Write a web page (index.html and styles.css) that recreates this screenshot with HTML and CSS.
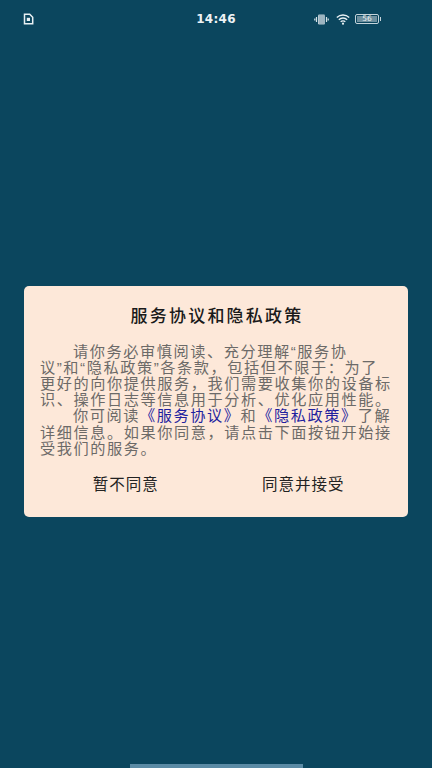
FILE: index.html
```html
<!DOCTYPE html>
<html lang="zh-CN">
<head>
<meta charset="utf-8">
<title>服务协议和隐私政策</title>
<link rel="stylesheet" href="styles.css">
</head>
<body>
<div class="screen">
  <header class="status">
    <svg class="sim" width="11" height="12" viewBox="0 0 11 12"><path d="M1.500 1.200h5.200l3 3v6.600h-8.200z" fill="none" stroke="#e8f0f3" stroke-width="1.500"/><rect x="3.800" y="4.800" width="3.200" height="3.200" fill="#e8f0f3"/></svg>
    <div class="time">14:46</div>
    <div class="indicators">
      <svg width="15" height="11" viewBox="0 0 15 11"><rect x="4" y="0.500" width="7" height="10" rx="1.200" fill="#b9cbd4"/><path d="M6 .5v10M8 .5v10M10 .5v10" stroke="#5b8090" stroke-width=".6"/><path d="M2.500 3v5M0.800 4.500v2M12.500 3v5M14.200 4.500v2" stroke="#d5e1e6" stroke-width="1.200"/></svg>
      <svg width="14" height="11" viewBox="0 0 14 11"><path d="M.8 3.500a9 9 0 0 1 12.400 0M2.800 5.700a6 6 0 0 1 8.400 0M4.700 7.800a3.200 3.200 0 0 1 4.600 0" fill="none" stroke="#e8f0f3" stroke-width="1.300"/><circle cx="7" cy="9.700" r="1.100" fill="#e8f0f3"/></svg>
      <div class="battery"><div class="level">56</div></div>
    </div>
  </header>
  <main class="center">
    <section class="dialog">
      <h1 class="title">服务协议和隐私政策</h1>
      <div class="body">
        <p class="para">请你务必审慎阅读、充分理解“服务协<br>议”和“隐私政策”各条款，包括但不限于：为了<br>更好的向你提供服务，我们需要收集你的设备标<br>识、操作日志等信息用于分析、优化应用性能。</p>
        <p class="para">你可阅读<a class="link">《服务协议》</a>和<a class="link">《隐私政策》</a>了解<br>详细信息。如果你同意，请点击下面按钮开始接<br>受我们的服务。</p>
      </div>
      <div class="actions">
        <div class="btn">暂不同意</div>
        <div class="btn">同意并接受</div>
      </div>
    </section>
  </main>
  <div class="home"></div>
</div>
</body>
</html>
```
FILE: styles.css
```css
* { box-sizing: border-box; }
html, body { margin: 0; padding: 0; }
body { font-family: "Liberation Sans", "Noto Sans CJK SC", sans-serif; }
.screen {
  position: relative;
  width: 432px;
  height: 768px;
  background: #0b465e;
  display: flex;
  flex-direction: column;
  overflow: hidden;
}
.status {
  height: 35px;
  flex: none;
  padding: 3px 23px 0;
  display: grid;
  grid-template-columns: 1fr auto 1fr;
  align-items: center;
  color: #e8f0f3;
}
.sim { display: block; }
.time {
  font-family: "DejaVu Sans", sans-serif;
  font-weight: 700;
  font-size: 12px;
  letter-spacing: 0.300px;
  color: #edf3f5;
}
.indicators {
  display: flex;
  align-items: center;
  justify-content: flex-end;
  gap: 7px;
  margin-right: 30px;
}
.battery {
  position: relative;
  width: 24px;
  height: 10px;
  margin-left: -2px;
  border: 1px solid #c4d4db;
  border-radius: 2px;
  padding: 1px;
  display: flex;
}
.battery::after {
  content: "";
  position: absolute;
  right: -3px;
  top: 2px;
  width: 1.500px;
  height: 4px;
  background: #c4d4db;
}
.level {
  flex: 1;
  display: flex;
  align-items: center;
  justify-content: center;
  background: #6d8f9e;
  color: #eef3f5;
  font-size: 7.500px;
  line-height: 6px;
  font-family: "DejaVu Sans", sans-serif;
}
.center {
  flex: 1;
  display: flex;
  align-items: center;
  justify-content: center;
}
.dialog {
  width: 384px;
  height: 231px;
  background: #fde8d9;
  border-radius: 5px;
  padding: 19px 16px 0;
  display: flex;
  flex-direction: column;
}
.title {
  margin: 0;
  font-size: 17px;
  font-weight: 500;
  letter-spacing: 2.200px;
  line-height: 20px;
  text-align: center;
  color: #1a1a1a;
  padding-left: 2px;
  font-family: "Noto Sans CJK SC", sans-serif;
}
.body {
  margin-top: 18.500px;
  font-size: 15.200px;
  line-height: 16.200px;
  letter-spacing: 1.560px;
  color: #6c6a68;
  white-space: nowrap;
}
.para { margin: 0; text-indent: 33px; }
.link { color: #1f1f9f; }
.actions {
  display: grid;
  grid-template-columns: 1fr 1fr;
  margin: 16.500px 0 0 -3px;
}
.btn {
  text-align: center;
  font-size: 15.500px;
  letter-spacing: 1px;
  line-height: 20px;
  color: #222;
  font-family: "Noto Sans CJK SC", sans-serif;
}
.home {
  position: absolute;
  left: 130px;
  bottom: 0;
  width: 173px;
  height: 4px;
  background: #5b8ba5;
}
```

- What is required -
Write the listing out a second time exactly, dropping all images.

- Task output -
Write a web page (index.html and styles.css) that recreates this screenshot with HTML and CSS.
FILE: index.html
```html
<!DOCTYPE html>
<html lang="zh-CN">
<head>
<meta charset="utf-8">
<title>服务协议和隐私政策</title>
<link rel="stylesheet" href="styles.css">
</head>
<body>
<div class="screen">
  <header class="status">
    <svg class="sim" width="11" height="12" viewBox="0 0 11 12"><path d="M1.500 1.200h5.200l3 3v6.600h-8.200z" fill="none" stroke="#e8f0f3" stroke-width="1.500"/><rect x="3.800" y="4.800" width="3.200" height="3.200" fill="#e8f0f3"/></svg>
    <div class="time">14:46</div>
    <div class="indicators">
      <svg width="15" height="11" viewBox="0 0 15 11"><rect x="4" y="0.500" width="7" height="10" rx="1.200" fill="#b9cbd4"/><path d="M6 .5v10M8 .5v10M10 .5v10" stroke="#5b8090" stroke-width=".6"/><path d="M2.500 3v5M0.800 4.500v2M12.500 3v5M14.200 4.500v2" stroke="#d5e1e6" stroke-width="1.200"/></svg>
      <svg width="14" height="11" viewBox="0 0 14 11"><path d="M.8 3.500a9 9 0 0 1 12.400 0M2.800 5.700a6 6 0 0 1 8.400 0M4.700 7.800a3.200 3.200 0 0 1 4.600 0" fill="none" stroke="#e8f0f3" stroke-width="1.300"/><circle cx="7" cy="9.700" r="1.100" fill="#e8f0f3"/></svg>
      <div class="battery"><div class="level">56</div></div>
    </div>
  </header>
  <main class="center">
    <section class="dialog">
      <h1 class="title">服务协议和隐私政策</h1>
      <div class="body">
        <p class="para">请你务必审慎阅读、充分理解“服务协<br>议”和“隐私政策”各条款，包括但不限于：为了<br>更好的向你提供服务，我们需要收集你的设备标<br>识、操作日志等信息用于分析、优化应用性能。</p>
        <p class="para">你可阅读<a class="link">《服务协议》</a>和<a class="link">《隐私政策》</a>了解<br>详细信息。如果你同意，请点击下面按钮开始接<br>受我们的服务。</p>
      </div>
      <div class="actions">
        <div class="btn">暂不同意</div>
        <div class="btn">同意并接受</div>
      </div>
    </section>
  </main>
  <div class="home"></div>
</div>
</body>
</html>
```
FILE: styles.css
```css
* { box-sizing: border-box; }
html, body { margin: 0; padding: 0; }
body { font-family: "Liberation Sans", "Noto Sans CJK SC", sans-serif; }
.screen {
  position: relative;
  width: 432px;
  height: 768px;
  background: #0b465e;
  display: flex;
  flex-direction: column;
  overflow: hidden;
}
.status {
  height: 35px;
  flex: none;
  padding: 3px 23px 0;
  display: grid;
  grid-template-columns: 1fr auto 1fr;
  align-items: center;
  color: #e8f0f3;
}
.sim { display: block; }
.time {
  font-family: "DejaVu Sans", sans-serif;
  font-weight: 700;
  font-size: 12px;
  letter-spacing: 0.300px;
  color: #edf3f5;
}
.indicators {
  display: flex;
  align-items: center;
  justify-content: flex-end;
  gap: 7px;
  margin-right: 30px;
}
.battery {
  position: relative;
  width: 24px;
  height: 10px;
  margin-left: -2px;
  border: 1px solid #c4d4db;
  border-radius: 2px;
  padding: 1px;
  display: flex;
}
.battery::after {
  content: "";
  position: absolute;
  right: -3px;
  top: 2px;
  width: 1.500px;
  height: 4px;
  background: #c4d4db;
}
.level {
  flex: 1;
  display: flex;
  align-items: center;
  justify-content: center;
  background: #6d8f9e;
  color: #eef3f5;
  font-size: 7.500px;
  line-height: 6px;
  font-family: "DejaVu Sans", sans-serif;
}
.center {
  flex: 1;
  display: flex;
  align-items: center;
  justify-content: center;
}
.dialog {
  width: 384px;
  height: 231px;
  background: #fde8d9;
  border-radius: 5px;
  padding: 19px 16px 0;
  display: flex;
  flex-direction: column;
}
.title {
  margin: 0;
  font-size: 17px;
  font-weight: 500;
  letter-spacing: 2.200px;
  line-height: 20px;
  text-align: center;
  color: #1a1a1a;
  padding-left: 2px;
  font-family: "Noto Sans CJK SC", sans-serif;
}
.body {
  margin-top: 18.500px;
  font-size: 15.200px;
  line-height: 16.200px;
  letter-spacing: 1.560px;
  color: #6c6a68;
  white-space: nowrap;
}
.para { margin: 0; text-indent: 33px; }
.link { color: #1f1f9f; }
.actions {
  display: grid;
  grid-template-columns: 1fr 1fr;
  margin: 16.500px 0 0 -3px;
}
.btn {
  text-align: center;
  font-size: 15.500px;
  letter-spacing: 1px;
  line-height: 20px;
  color: #222;
  font-family: "Noto Sans CJK SC", sans-serif;
}
.home {
  position: absolute;
  left: 130px;
  bottom: 0;
  width: 173px;
  height: 4px;
  background: #5b8ba5;
}
```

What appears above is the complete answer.